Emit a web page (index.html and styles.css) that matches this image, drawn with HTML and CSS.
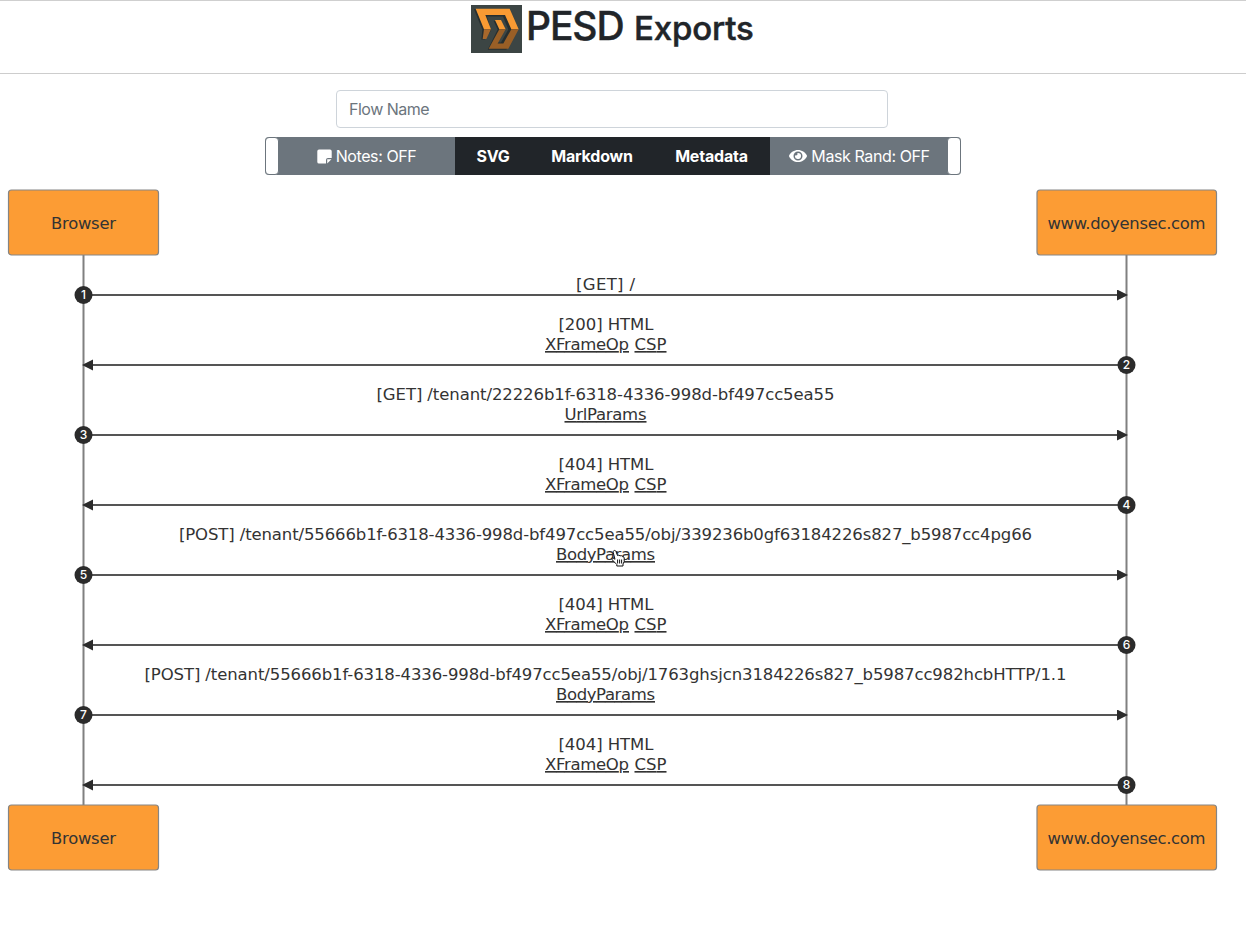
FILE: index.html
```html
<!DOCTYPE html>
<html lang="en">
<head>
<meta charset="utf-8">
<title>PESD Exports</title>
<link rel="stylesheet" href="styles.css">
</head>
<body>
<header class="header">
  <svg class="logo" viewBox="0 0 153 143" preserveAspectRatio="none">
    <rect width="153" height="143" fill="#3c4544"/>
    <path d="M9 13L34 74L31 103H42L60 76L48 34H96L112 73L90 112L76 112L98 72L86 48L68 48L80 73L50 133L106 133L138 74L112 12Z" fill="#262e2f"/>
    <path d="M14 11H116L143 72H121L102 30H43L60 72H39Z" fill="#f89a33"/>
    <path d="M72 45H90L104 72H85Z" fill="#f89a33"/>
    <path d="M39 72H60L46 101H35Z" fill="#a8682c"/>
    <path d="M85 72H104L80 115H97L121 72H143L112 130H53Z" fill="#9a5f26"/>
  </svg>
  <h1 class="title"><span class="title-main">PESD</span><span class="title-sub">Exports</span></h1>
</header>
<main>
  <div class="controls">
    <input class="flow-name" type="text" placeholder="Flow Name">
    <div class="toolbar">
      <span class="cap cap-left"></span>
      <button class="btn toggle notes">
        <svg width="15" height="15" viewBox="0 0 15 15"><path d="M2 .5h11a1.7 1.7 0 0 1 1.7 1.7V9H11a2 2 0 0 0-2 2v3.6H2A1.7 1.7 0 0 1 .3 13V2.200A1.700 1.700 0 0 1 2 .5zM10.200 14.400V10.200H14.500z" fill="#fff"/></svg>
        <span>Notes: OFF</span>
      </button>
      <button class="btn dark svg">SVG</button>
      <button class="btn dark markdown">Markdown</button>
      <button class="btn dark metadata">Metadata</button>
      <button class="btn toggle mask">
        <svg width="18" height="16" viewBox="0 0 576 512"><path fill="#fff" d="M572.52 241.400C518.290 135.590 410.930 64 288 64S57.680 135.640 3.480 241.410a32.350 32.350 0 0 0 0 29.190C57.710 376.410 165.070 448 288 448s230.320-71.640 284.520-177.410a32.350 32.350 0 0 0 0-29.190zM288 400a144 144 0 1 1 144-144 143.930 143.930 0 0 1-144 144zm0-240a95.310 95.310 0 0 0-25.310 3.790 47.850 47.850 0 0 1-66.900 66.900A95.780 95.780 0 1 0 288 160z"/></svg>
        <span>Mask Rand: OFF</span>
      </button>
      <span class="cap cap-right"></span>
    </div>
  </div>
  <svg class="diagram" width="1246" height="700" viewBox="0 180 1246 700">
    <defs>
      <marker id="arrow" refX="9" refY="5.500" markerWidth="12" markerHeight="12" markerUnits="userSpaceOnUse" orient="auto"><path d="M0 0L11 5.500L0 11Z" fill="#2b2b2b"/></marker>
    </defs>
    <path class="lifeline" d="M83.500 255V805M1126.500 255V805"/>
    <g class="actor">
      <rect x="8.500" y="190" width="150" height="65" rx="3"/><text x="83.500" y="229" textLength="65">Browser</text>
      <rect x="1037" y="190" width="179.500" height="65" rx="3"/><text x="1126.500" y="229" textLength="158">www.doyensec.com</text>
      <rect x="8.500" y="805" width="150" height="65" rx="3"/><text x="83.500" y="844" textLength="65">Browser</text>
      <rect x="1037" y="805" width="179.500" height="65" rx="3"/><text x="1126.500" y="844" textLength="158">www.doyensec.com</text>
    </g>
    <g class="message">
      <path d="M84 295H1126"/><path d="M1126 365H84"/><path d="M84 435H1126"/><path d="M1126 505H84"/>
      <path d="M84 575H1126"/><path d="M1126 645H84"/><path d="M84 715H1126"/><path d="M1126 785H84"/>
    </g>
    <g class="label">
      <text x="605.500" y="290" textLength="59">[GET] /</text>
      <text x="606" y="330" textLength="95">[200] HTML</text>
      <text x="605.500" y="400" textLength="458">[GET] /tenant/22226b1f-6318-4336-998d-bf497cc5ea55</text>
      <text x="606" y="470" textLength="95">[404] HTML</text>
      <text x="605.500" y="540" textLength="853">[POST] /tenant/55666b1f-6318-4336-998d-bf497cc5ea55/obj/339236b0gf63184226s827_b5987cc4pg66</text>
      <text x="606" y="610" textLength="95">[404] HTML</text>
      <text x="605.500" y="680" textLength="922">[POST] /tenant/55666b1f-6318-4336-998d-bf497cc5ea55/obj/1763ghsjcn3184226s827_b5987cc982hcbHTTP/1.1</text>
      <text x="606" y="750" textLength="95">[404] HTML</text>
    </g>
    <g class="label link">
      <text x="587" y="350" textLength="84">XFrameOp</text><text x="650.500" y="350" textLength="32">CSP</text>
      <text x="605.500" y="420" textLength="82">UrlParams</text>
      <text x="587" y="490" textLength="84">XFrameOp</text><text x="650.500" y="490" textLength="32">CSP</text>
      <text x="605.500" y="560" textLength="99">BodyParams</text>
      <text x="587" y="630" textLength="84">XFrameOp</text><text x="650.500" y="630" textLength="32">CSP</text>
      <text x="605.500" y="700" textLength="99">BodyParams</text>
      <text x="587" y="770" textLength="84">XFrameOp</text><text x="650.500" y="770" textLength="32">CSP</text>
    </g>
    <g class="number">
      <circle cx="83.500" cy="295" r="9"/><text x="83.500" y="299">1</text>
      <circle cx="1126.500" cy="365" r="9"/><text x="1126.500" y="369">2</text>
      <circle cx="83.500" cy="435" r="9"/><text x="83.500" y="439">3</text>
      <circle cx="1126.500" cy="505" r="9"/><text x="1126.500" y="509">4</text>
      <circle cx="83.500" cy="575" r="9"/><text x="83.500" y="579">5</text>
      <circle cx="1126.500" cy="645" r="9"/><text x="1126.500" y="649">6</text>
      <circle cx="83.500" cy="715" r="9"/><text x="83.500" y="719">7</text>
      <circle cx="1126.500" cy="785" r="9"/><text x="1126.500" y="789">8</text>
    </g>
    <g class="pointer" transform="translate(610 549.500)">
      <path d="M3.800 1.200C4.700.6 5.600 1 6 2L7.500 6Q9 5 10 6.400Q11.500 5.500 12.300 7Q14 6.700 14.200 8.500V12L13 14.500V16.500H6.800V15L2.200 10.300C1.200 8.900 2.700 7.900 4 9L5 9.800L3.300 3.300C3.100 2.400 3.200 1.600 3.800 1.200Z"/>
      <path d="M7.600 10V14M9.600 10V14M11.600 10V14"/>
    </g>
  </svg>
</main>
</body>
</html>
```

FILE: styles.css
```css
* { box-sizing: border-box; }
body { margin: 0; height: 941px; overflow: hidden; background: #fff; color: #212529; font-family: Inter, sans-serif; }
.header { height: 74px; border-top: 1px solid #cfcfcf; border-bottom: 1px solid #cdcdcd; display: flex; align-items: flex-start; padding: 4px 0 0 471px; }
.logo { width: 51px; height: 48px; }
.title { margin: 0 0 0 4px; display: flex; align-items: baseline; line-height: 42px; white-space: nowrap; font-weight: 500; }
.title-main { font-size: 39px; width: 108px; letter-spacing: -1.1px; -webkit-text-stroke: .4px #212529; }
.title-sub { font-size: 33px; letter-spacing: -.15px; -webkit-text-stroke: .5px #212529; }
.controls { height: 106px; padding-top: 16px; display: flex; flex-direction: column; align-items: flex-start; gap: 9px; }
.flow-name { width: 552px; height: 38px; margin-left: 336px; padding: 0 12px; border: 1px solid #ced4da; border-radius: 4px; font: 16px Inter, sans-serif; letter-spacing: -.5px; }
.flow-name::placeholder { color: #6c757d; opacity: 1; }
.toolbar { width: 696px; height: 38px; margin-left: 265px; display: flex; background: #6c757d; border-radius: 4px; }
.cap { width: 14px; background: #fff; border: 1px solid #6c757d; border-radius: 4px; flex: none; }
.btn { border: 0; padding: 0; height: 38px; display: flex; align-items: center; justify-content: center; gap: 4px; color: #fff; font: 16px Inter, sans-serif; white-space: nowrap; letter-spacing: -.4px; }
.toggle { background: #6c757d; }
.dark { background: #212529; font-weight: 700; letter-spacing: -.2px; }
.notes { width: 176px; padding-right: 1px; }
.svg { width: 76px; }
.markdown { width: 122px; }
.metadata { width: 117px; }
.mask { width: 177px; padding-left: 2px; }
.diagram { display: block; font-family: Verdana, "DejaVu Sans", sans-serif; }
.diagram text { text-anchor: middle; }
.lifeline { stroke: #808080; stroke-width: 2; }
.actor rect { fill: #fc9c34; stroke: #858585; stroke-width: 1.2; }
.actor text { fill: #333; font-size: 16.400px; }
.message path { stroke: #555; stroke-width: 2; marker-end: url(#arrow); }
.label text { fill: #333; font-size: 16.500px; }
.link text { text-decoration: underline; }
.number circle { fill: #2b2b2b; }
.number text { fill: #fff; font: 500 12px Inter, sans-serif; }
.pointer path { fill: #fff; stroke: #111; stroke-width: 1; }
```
----
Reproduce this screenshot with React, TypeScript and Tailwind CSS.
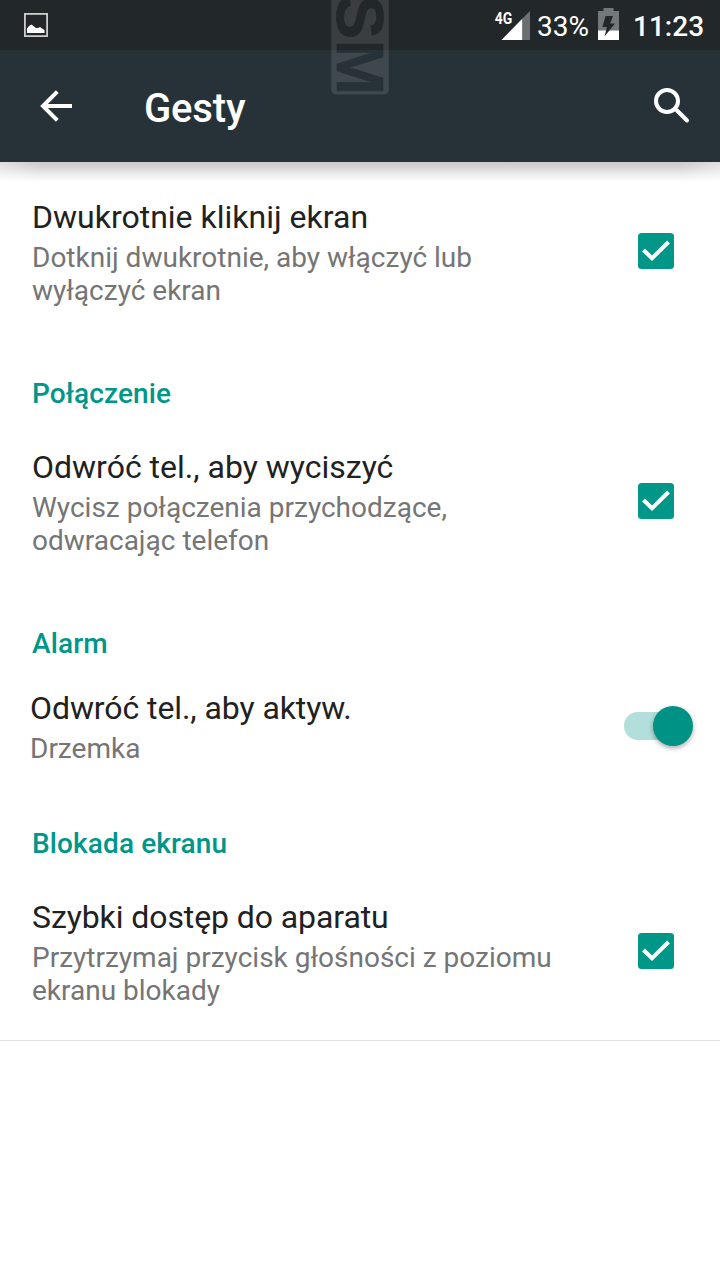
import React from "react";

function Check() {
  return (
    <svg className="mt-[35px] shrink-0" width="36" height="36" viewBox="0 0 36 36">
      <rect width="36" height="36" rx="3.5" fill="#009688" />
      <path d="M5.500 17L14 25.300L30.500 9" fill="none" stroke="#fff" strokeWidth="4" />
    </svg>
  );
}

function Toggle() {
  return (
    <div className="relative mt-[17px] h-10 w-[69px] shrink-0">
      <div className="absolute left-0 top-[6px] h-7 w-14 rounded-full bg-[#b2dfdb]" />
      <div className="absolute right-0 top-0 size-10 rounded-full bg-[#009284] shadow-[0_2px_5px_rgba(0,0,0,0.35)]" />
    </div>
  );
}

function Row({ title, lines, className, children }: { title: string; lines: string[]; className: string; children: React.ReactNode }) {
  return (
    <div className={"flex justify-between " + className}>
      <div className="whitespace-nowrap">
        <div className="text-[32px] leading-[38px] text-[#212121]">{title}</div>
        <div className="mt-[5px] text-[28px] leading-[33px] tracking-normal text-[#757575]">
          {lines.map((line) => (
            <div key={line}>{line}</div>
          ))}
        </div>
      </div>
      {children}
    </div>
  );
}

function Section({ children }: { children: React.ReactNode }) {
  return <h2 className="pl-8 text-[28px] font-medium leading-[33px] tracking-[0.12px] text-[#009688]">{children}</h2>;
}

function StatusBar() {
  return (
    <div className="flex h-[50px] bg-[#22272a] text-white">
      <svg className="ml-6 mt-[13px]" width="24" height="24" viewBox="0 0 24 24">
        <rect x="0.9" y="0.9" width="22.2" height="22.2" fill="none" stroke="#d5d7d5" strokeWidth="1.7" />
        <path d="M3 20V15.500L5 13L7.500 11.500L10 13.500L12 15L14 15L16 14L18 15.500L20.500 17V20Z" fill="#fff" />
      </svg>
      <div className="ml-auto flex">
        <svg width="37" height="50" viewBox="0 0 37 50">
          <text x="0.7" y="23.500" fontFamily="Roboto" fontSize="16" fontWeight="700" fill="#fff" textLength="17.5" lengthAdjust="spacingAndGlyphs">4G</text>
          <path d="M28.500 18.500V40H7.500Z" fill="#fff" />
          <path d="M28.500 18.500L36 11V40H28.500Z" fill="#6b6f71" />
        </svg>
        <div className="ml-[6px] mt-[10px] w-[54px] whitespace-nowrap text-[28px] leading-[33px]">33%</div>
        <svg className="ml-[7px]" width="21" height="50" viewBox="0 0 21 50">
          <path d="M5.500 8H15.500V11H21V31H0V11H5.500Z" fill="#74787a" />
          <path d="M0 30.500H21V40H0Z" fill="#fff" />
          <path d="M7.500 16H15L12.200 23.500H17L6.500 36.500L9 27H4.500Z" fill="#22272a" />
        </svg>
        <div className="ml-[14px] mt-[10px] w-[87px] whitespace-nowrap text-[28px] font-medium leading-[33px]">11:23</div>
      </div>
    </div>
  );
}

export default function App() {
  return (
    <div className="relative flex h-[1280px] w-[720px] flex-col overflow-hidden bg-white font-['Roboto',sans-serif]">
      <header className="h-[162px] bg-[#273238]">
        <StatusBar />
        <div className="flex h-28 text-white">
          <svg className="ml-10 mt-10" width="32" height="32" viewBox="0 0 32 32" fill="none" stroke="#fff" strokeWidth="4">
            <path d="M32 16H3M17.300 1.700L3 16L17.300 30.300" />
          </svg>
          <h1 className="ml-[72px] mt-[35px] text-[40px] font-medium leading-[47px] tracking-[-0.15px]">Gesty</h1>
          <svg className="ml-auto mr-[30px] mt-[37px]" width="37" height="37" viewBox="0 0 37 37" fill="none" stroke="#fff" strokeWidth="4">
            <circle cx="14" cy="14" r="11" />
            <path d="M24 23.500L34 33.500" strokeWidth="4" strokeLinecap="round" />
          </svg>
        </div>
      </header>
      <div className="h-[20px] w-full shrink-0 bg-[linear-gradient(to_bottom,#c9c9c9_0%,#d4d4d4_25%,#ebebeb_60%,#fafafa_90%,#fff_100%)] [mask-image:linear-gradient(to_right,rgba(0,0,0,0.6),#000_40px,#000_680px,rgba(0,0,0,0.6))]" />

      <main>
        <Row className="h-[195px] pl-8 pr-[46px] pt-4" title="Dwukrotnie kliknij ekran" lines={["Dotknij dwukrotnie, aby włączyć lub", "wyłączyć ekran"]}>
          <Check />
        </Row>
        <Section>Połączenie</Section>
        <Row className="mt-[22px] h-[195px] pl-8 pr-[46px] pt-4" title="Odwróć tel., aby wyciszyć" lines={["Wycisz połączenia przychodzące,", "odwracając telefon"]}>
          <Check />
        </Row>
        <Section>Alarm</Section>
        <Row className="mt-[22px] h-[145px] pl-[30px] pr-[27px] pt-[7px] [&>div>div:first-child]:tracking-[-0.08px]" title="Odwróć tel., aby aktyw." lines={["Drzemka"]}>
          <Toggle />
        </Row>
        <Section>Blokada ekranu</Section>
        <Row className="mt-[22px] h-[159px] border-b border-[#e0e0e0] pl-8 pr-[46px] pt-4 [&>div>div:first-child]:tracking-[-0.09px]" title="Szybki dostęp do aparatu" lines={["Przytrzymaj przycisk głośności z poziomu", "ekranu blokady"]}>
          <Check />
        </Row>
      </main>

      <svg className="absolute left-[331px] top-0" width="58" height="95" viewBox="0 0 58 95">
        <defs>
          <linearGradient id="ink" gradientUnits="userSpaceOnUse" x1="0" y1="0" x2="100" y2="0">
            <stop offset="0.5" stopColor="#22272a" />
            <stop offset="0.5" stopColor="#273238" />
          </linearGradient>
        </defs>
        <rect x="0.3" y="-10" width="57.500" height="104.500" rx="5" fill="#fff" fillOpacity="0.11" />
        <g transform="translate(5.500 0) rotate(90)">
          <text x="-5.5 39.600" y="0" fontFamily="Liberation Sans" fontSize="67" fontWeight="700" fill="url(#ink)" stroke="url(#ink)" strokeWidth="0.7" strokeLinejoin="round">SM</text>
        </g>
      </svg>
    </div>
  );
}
----
# [Exercise description]
Among the entries above, take the lines from the one with "Reproduce this screenshot" through the one with "import React from" and retype them exactly, leaving out the pictures.

# [Answer to the problem]
Reproduce this screenshot with React, TypeScript and Tailwind CSS.
import React from "react";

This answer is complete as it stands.